I was delighted and inspired by Jenny Mackness’ recent post on Spaces at an exhibition. One could take each space and envision ways in which it is a metaphor for a learning space as experienced by a college class (yes, that’s my perspective and I’m sticking to it).

I answered Jenny on Facebook:

Screenshot 2014-04-05 at 7.20.28 PM

 My physical classroom at San Elijo is wonderful in many ways – it has two doors and windows that open, a big projection screen, a computer that works, and four large whiteboards.  But with the exception of a few old college announcements and a two-decade-old project poster on Israel, the walls are blank and there is no visual stimulation in the room other than the people in it. While I understand the monastic impulse, the space still seems sterile.

Compare this to the content-rich, ever-distracting web.

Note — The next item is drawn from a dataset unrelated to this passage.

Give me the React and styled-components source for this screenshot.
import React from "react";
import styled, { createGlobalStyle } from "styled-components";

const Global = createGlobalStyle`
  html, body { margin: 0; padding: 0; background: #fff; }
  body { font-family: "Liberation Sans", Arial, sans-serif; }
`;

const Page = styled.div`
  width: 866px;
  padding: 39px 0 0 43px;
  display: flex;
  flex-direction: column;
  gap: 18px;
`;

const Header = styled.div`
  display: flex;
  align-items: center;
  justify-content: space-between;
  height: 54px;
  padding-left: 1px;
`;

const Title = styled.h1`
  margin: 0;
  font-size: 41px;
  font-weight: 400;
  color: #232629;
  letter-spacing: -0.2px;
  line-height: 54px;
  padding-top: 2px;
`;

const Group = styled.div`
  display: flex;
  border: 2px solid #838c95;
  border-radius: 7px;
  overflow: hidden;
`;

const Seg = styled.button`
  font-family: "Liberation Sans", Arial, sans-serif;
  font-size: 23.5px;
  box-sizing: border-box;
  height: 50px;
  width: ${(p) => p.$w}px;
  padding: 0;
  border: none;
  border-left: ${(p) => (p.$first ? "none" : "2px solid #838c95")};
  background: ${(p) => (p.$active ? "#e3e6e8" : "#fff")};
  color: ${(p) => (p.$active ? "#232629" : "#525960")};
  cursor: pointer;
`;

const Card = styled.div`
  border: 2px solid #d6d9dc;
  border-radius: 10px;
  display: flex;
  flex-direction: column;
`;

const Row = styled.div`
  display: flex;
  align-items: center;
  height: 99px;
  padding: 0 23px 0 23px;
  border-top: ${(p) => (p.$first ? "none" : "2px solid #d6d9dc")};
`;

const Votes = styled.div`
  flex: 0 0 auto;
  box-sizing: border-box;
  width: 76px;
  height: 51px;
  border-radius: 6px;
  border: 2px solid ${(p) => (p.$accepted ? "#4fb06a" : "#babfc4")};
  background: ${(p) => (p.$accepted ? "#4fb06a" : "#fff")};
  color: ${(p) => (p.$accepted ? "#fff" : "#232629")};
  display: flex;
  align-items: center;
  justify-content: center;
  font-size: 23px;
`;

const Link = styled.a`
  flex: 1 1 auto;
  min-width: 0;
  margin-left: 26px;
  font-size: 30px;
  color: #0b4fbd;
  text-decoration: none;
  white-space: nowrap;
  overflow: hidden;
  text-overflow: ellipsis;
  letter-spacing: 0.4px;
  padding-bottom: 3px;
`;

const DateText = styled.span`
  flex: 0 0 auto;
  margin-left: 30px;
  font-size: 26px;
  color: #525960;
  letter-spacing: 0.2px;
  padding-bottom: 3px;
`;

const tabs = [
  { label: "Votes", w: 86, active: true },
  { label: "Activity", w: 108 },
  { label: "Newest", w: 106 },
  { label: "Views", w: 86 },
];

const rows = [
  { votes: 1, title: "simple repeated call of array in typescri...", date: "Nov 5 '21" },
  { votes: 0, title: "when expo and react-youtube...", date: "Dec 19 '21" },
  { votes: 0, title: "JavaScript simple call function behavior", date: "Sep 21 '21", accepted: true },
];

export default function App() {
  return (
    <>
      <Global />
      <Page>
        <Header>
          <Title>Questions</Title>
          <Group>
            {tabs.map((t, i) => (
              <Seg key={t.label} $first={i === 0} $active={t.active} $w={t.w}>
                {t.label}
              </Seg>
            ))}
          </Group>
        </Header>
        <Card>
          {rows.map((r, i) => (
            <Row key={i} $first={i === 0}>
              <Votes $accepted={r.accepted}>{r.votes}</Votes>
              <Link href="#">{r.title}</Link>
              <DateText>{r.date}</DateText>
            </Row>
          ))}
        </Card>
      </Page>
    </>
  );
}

We think of our online classes as being on the web, but most of them aren’t on the web – they’re inside an LMS, isolated from the internet. New online instructors often sense this sterility and add images and videos. But the images are often decorative rather than instructional, and the videos are now embedded, which is great for convenience and less distraction but less suitable for exploration.

Gallery

The assignments would be the logical place to allow for exploration, as I do with my students collecting primary sources from wherever they can find them (article on this forthcoming). And yet I see so many classes where all class materials are given inside the LMS space, and I wonder whether we are afraid of field trips because we know that richness also means distractions, and predictability is very important to the success of many of our students. The web is never predictable.

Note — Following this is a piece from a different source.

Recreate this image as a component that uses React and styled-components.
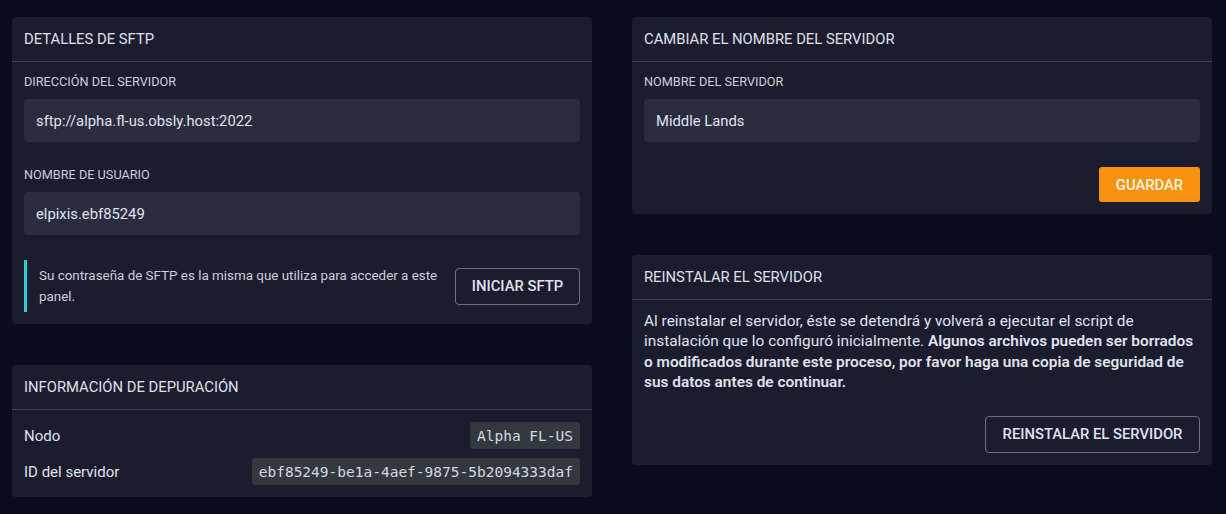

Where are the structured web spaces, the ones where we as teachers know what’s there, but where students can explore? Databases full of primary sources are boring. Where is the equivalent of installation art, where the artist defines the space but the interpretations and experience are left to the viewer?

 

4 thoughts to “Spaces, the web, and the classroom”

  1. A space that is known but unbounded? What trickery!

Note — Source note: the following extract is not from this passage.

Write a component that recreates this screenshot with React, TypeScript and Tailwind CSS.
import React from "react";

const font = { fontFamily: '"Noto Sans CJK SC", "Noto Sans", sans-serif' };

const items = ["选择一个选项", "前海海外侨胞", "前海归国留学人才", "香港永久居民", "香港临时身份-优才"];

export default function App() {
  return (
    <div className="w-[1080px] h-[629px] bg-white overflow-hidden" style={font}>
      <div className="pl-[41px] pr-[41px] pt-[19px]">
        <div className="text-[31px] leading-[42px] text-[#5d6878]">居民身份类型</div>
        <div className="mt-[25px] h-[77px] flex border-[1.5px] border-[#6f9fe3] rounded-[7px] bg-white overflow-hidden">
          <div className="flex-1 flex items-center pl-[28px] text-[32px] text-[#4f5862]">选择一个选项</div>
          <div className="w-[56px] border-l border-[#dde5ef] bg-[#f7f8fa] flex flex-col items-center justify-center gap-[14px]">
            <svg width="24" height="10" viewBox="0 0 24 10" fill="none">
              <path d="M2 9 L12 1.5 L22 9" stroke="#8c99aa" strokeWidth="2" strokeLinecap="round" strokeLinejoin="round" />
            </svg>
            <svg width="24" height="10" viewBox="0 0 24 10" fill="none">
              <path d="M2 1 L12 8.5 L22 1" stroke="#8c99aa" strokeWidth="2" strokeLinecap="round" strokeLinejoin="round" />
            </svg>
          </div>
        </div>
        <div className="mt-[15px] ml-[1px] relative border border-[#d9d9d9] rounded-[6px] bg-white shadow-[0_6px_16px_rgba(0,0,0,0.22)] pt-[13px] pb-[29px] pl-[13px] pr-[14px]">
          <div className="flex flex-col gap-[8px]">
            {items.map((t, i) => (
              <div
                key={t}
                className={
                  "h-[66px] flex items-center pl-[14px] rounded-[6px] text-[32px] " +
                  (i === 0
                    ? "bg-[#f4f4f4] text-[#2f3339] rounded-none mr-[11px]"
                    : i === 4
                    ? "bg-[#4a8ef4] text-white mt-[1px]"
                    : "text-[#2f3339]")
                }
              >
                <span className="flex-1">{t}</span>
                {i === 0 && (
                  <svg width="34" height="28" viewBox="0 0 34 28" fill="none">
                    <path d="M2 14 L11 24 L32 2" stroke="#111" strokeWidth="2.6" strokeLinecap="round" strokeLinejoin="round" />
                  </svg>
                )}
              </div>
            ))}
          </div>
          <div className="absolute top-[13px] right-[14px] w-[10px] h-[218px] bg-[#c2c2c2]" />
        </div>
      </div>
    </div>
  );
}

    I’ve come across some candidates– though curious what the critical historian has to say– what people have called “web documentaries” or “interactive documentaries” I call them web sites that don’t look like web pages. Here is a small collection http://lab.cogdogblog.com/i-docs

    Especially for you

    A Journal of Insomnia (experiential) http://insomnia.nfb.ca/
    Bear 71 (ditto) http://bear71.nfb.ca/
    Killing Lincoln (ding ding history) http://killinglincoln.nationalgeographic.com/
    A Short History of the Highrise http://highrise.nfb.ca/shorthistory/
    The Hole Story http://theholestory.nfb.ca/
    Hollow http://hollowdocumentary.com/

    1. What fun field trips! I should have known you would be the one to know some good spaces. I am enjoying the high rise one particularly.

      The features are very like the ones I tried to create myself when designing my first classes back in the late 1990s. I had one on feminist music, and a slideshow on Jeanette Rankin, and a slideshow with music and narration on Tin Pan Alley. They are still inside my lectures but I don’t sense students using them. These, of course, are more media-rich, and have much more content. I could send students there and use that as a foundation for discussion.

      It’s a shame I can’t build in them.